# Start of Working data

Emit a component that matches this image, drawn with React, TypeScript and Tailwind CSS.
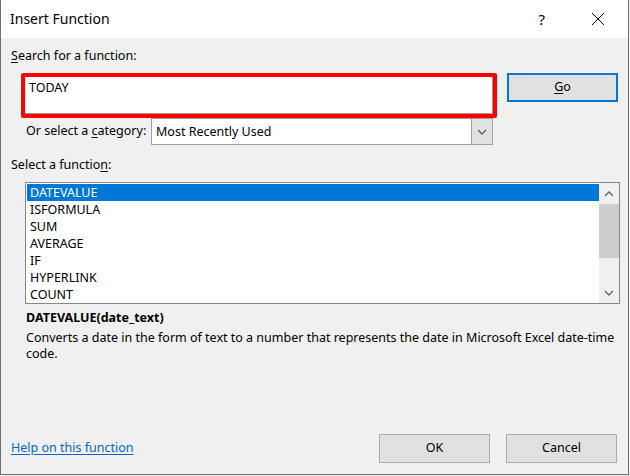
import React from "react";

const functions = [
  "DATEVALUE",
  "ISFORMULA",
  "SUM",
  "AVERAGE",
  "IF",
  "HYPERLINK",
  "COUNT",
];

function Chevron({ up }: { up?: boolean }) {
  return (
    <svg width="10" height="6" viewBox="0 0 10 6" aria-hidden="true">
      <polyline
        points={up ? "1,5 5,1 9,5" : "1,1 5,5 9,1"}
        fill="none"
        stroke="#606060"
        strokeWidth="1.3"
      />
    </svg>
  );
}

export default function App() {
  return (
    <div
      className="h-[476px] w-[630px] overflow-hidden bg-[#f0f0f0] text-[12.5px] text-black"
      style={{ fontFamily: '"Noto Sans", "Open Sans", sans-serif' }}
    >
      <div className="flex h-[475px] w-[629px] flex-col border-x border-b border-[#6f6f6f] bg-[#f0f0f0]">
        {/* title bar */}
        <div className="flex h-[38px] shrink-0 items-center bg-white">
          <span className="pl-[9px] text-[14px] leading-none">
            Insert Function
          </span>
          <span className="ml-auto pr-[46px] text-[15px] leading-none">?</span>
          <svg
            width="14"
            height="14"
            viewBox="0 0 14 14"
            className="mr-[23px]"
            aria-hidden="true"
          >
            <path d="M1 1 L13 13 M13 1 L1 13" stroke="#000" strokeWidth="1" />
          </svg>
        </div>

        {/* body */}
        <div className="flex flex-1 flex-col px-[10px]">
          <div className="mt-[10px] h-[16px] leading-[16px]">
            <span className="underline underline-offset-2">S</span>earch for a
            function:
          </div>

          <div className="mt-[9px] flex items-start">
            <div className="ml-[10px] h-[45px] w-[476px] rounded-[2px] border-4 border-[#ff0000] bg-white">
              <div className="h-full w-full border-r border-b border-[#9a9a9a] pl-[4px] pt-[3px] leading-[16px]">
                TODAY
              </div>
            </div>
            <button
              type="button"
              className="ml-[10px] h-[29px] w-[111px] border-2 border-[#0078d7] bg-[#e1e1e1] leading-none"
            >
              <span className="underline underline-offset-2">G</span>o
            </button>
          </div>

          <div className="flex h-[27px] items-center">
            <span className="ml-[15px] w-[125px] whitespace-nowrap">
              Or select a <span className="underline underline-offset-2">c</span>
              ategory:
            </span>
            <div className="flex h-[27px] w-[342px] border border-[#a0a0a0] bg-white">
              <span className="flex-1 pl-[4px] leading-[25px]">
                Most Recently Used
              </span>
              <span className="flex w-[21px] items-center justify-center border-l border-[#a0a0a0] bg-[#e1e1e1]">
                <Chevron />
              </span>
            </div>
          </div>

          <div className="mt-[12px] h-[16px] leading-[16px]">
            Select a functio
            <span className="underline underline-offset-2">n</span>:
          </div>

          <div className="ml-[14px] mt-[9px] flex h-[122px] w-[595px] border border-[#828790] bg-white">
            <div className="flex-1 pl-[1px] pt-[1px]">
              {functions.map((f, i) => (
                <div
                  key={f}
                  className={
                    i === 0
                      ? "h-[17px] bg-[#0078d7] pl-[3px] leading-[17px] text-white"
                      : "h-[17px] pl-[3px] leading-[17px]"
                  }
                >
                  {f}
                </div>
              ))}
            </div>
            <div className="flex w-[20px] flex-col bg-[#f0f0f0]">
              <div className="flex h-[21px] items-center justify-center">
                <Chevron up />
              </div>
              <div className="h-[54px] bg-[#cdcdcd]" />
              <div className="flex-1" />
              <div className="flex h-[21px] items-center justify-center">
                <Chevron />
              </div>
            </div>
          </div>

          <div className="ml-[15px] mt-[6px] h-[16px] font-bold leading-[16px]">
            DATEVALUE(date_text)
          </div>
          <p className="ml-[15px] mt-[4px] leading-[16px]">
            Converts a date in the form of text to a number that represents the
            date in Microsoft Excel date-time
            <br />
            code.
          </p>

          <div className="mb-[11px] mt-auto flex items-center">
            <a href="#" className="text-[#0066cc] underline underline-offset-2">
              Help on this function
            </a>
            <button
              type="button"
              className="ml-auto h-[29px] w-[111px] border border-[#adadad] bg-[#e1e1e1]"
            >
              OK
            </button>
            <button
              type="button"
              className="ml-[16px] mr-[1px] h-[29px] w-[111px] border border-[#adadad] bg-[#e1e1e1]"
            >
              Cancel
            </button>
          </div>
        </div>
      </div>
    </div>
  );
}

# End of Working data
# Start of Working data

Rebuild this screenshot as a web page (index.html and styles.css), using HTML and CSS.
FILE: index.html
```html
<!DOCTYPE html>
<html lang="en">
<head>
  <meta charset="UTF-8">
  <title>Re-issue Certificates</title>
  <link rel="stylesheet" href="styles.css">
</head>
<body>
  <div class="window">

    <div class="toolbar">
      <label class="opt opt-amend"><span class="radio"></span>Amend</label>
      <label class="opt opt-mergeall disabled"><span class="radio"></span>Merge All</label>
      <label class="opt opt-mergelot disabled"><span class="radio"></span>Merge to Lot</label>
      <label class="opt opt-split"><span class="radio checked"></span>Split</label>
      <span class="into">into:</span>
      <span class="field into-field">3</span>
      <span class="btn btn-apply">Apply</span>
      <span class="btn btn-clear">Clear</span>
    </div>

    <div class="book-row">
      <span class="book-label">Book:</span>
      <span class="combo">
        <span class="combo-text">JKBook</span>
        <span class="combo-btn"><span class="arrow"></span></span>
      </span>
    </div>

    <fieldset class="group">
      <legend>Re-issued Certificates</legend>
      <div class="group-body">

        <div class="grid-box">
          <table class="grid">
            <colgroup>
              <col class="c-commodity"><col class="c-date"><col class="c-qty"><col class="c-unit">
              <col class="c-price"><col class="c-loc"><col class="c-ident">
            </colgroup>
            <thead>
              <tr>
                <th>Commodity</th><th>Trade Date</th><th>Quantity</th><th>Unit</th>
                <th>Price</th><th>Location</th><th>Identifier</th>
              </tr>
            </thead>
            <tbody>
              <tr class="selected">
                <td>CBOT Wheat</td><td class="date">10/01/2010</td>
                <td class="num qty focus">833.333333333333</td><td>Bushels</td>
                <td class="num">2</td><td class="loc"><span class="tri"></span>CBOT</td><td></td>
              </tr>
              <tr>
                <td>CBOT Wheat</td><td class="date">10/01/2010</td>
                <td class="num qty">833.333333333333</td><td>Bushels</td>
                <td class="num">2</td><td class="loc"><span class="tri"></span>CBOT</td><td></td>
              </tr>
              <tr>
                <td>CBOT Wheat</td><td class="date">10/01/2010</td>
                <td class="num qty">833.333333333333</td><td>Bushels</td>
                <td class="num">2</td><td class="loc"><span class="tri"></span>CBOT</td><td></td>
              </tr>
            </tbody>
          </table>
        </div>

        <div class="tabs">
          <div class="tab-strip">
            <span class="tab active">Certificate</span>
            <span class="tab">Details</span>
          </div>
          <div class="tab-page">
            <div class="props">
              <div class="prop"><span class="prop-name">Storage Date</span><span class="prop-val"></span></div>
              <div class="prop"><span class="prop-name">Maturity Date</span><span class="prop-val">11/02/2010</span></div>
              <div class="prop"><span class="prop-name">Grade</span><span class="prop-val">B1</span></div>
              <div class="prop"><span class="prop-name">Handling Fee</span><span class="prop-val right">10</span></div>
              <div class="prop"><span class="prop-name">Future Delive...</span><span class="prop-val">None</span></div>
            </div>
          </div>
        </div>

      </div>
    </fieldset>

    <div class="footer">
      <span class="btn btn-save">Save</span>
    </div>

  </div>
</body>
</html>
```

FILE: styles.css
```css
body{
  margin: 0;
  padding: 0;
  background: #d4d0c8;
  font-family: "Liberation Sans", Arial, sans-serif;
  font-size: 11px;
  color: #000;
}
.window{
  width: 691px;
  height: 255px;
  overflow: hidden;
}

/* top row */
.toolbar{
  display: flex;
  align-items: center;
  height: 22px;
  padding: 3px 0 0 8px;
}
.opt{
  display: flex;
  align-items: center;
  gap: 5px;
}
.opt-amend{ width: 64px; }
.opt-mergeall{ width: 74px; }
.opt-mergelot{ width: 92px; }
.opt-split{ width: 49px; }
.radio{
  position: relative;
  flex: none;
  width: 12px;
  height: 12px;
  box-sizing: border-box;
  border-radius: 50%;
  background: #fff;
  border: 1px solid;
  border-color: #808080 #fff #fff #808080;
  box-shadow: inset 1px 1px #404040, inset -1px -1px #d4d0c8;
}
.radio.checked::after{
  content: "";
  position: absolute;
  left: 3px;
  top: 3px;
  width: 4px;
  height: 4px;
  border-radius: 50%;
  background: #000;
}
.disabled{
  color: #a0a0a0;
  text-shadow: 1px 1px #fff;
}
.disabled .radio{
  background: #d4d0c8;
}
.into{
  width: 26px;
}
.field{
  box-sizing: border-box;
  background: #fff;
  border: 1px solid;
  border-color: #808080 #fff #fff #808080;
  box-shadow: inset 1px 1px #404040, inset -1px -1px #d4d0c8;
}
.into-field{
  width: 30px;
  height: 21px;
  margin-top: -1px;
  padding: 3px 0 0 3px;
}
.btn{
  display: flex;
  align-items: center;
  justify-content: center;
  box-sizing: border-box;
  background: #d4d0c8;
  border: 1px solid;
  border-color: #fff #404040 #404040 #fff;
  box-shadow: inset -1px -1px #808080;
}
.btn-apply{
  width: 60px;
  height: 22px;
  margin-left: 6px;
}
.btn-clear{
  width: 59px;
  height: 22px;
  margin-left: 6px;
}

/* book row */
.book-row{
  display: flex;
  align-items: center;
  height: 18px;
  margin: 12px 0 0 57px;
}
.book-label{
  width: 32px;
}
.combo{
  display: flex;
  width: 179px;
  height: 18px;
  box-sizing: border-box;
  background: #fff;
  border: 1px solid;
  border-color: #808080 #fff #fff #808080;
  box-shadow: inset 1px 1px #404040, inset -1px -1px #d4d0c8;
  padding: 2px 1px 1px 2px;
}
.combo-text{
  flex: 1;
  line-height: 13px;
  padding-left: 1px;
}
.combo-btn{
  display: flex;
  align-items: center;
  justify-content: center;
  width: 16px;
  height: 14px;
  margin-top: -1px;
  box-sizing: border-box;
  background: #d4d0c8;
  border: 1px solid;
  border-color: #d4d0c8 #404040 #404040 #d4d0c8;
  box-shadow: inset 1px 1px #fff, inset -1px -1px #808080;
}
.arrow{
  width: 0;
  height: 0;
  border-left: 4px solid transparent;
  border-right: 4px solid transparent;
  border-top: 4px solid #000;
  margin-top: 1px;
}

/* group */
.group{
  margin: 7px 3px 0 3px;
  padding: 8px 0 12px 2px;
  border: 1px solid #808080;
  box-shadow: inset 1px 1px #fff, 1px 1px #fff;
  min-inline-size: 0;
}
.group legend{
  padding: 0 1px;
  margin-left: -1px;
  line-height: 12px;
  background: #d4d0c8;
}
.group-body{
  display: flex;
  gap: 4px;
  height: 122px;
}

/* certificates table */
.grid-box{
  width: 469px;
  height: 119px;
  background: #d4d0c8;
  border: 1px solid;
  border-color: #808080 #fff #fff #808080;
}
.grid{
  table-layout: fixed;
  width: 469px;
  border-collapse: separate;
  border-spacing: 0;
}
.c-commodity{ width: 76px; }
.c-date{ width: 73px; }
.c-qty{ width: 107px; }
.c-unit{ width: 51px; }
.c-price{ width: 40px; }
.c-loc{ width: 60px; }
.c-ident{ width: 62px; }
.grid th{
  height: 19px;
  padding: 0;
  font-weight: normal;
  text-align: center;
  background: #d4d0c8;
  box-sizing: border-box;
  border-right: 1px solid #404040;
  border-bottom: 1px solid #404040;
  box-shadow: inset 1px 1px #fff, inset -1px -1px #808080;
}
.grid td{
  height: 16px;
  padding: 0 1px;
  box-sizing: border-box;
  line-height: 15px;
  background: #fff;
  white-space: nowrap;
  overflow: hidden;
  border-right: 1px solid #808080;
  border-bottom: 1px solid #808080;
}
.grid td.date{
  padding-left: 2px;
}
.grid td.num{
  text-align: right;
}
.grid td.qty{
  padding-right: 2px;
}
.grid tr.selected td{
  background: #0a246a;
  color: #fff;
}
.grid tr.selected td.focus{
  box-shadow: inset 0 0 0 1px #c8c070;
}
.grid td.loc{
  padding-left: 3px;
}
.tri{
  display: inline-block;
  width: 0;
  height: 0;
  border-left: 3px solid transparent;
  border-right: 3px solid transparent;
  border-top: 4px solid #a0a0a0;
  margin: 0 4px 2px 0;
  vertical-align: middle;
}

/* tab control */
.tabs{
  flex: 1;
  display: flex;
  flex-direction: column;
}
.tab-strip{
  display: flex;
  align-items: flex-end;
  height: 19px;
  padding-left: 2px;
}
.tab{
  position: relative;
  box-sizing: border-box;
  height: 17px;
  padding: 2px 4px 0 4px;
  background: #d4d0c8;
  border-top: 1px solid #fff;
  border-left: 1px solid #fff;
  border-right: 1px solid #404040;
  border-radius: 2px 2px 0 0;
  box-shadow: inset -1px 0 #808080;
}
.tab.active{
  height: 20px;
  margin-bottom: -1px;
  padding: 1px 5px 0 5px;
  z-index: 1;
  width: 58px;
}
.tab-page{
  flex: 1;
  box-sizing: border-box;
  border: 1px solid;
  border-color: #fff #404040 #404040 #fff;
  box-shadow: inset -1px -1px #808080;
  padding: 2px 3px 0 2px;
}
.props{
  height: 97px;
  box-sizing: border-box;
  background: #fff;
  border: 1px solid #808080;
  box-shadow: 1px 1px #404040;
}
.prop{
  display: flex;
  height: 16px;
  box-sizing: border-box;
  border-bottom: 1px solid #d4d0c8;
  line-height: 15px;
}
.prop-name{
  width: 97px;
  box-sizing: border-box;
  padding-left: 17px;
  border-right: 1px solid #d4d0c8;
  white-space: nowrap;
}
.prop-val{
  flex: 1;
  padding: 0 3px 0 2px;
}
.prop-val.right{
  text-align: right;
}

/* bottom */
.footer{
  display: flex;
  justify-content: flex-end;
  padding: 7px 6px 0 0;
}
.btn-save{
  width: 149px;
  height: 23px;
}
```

# End of Working data

## Problem statement
What is the number of lines in the data that hold the word "this"? Reply with that number and nothing else.

## Solution
3